Okay.A bit out of scope for this conversation. — T Clark
But why would we use two words if we could do with just the one? My argument is that they are both basically the same thing, but then also completely different in terms of scale. — apokrisis
I guess I am questioning if they are generally understood to be the same thing. "Intelligence," as commonly used, tends to be viewed procedurally (i.e., as discursive ratio) or even computationally. Wisdom by contrast tends to deal with ultimate ends. An IQ test is supposed to measure intelligence, but it's unclear to me if it says much of anything about a grasp of ends (at least directly). So, I suppose my question is if "intelligence" covers the (ultimate) desirability of ends. — Count Timothy von Icarus
From a neurocognitive viewpoint, I would say the most useful definition is to oppose wisdom and cleverness. They relate to each other as the general and the specific. Or in brain terms, wisdom is accumulated useful habits and smartness is focused attention on a novel problem.

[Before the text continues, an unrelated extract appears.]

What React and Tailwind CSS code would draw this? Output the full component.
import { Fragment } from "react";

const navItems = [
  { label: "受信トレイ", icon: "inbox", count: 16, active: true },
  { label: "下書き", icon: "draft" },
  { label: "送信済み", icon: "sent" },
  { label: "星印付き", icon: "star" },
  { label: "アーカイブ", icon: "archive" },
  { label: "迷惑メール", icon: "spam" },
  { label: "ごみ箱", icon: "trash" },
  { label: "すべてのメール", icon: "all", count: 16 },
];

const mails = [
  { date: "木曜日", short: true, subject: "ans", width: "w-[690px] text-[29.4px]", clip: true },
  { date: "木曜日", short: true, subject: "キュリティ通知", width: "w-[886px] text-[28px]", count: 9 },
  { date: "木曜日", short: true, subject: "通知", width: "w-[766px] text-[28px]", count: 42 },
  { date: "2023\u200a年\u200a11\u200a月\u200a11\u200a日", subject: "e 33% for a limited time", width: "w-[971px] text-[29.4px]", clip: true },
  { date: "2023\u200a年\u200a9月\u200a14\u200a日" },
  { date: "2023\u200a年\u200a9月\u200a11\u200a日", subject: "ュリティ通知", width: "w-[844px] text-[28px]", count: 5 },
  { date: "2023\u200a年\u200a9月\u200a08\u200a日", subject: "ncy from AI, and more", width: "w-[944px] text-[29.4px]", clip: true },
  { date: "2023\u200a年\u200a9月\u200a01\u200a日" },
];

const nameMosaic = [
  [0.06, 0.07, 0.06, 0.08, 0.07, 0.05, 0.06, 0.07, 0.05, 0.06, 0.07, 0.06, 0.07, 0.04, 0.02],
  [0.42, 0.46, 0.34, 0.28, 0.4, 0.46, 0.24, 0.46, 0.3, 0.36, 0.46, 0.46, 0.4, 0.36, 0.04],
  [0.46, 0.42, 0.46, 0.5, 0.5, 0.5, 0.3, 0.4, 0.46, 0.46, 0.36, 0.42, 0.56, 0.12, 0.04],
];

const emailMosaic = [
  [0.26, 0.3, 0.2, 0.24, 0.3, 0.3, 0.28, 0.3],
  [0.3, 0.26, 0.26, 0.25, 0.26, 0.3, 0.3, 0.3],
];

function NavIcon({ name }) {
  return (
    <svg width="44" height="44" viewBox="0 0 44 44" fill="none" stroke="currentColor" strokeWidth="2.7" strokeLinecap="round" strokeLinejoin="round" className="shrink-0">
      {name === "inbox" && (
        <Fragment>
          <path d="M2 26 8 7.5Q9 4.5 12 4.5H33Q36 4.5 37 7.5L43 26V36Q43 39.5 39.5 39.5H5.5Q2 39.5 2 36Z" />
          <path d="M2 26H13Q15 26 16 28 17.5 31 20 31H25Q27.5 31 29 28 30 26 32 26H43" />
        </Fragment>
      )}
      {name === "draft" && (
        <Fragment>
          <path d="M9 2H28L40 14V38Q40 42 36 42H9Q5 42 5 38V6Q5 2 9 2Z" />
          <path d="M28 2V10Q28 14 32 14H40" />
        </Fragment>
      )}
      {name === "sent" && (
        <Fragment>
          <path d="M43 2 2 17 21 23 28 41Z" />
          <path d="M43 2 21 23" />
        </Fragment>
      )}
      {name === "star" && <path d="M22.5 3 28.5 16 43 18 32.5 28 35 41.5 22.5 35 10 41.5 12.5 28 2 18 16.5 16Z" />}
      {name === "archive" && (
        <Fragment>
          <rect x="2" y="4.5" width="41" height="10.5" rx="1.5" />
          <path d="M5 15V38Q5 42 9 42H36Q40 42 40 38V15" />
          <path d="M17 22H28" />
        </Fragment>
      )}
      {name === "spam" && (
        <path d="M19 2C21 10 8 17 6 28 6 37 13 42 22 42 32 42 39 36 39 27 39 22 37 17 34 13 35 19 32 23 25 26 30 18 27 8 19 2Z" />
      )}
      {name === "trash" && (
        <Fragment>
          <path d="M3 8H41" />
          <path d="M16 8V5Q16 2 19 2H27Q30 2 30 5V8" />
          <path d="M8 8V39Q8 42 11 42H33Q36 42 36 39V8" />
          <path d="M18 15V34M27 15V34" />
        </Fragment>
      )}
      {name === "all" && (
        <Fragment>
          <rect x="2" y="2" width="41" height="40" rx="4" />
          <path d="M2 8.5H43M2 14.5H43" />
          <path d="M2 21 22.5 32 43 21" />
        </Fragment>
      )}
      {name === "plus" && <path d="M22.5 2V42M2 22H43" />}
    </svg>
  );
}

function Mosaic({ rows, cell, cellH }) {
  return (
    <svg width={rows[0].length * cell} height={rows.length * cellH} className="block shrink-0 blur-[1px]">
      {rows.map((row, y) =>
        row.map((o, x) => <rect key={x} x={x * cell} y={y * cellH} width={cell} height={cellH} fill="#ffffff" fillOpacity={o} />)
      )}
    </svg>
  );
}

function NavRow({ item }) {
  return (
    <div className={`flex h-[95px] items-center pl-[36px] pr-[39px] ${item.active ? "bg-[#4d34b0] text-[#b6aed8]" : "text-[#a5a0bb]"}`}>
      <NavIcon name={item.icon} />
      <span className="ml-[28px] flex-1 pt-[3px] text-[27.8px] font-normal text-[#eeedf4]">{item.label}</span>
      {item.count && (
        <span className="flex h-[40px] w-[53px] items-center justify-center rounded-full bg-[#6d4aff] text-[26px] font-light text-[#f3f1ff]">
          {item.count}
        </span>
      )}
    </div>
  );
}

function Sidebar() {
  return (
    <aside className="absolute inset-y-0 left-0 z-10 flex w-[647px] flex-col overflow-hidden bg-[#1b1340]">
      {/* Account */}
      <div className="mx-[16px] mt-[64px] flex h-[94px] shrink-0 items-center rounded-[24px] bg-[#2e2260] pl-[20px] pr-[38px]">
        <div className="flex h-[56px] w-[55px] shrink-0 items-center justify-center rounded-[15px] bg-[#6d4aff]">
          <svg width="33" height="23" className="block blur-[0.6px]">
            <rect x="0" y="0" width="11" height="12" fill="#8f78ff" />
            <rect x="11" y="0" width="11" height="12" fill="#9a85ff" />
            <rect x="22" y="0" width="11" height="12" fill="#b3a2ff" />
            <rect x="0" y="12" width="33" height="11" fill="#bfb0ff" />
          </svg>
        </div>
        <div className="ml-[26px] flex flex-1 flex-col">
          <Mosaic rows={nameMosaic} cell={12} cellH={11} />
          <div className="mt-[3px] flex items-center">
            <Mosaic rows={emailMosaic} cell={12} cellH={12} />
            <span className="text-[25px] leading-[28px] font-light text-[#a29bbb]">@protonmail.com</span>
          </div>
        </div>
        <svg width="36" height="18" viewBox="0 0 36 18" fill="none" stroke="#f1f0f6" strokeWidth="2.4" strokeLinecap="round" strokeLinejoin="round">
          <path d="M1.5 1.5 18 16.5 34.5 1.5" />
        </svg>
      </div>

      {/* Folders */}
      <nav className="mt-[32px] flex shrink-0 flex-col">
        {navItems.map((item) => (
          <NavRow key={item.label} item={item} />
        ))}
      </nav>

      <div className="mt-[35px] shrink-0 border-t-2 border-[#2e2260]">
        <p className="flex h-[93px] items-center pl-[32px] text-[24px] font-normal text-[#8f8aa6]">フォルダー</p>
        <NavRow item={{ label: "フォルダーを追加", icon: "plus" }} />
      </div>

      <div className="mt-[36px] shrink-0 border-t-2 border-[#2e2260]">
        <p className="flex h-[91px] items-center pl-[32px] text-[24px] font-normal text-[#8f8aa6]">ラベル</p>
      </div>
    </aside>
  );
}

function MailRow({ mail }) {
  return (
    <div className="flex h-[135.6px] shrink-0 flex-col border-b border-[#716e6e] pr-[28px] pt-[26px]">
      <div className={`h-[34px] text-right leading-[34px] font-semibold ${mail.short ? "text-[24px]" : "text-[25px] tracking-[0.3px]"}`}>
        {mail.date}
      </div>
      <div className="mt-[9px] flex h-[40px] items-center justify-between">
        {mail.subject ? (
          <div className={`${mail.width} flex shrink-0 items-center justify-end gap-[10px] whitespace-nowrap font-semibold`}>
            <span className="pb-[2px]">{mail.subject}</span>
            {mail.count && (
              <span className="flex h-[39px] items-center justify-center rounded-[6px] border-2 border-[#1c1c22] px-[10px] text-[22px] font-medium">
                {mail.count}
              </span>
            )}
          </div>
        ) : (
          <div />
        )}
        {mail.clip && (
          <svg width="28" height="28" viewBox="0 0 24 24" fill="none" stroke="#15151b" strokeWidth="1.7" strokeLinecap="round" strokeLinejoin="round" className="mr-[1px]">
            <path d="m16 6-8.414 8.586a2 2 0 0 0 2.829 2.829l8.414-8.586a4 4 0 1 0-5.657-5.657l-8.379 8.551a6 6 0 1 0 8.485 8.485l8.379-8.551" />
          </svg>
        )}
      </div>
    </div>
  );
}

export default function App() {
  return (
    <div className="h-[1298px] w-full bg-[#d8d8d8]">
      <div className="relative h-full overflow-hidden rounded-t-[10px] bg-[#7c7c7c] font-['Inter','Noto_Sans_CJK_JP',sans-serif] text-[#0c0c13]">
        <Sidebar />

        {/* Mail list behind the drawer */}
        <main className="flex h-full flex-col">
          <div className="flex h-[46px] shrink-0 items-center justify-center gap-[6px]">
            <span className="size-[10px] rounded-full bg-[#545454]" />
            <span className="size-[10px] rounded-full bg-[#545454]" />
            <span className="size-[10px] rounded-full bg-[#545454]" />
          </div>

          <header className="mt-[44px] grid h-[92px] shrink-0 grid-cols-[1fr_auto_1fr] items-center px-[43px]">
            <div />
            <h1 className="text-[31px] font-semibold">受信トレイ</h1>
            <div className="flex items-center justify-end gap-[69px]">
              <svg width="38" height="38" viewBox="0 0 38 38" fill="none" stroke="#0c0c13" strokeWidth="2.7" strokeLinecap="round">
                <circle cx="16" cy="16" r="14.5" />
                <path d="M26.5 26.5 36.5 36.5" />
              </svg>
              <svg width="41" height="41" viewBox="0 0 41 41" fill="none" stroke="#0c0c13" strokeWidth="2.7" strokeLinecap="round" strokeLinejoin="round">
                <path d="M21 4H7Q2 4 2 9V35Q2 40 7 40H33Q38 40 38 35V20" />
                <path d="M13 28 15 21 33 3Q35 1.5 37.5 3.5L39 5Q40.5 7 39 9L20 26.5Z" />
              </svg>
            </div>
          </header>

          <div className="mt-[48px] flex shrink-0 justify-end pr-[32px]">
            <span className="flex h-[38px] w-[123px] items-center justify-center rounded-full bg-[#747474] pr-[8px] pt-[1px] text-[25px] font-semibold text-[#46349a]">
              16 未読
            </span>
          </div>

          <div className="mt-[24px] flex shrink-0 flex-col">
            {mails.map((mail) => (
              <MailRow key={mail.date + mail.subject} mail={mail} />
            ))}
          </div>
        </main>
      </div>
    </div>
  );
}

So wisdom comes with age and cleverness with youth. Being wise means hardly having to think about what is generally best while being smart is being able to leap to a particular answer. — apokrisis
Right, so wisdom isn't equivalent with what appears to be wise or is said to be wise by others. In this case, the individuals, and perhaps the society, are unwise. So then wisdom isn't just any intellectual habit, but rather a certain type of intellectual habit.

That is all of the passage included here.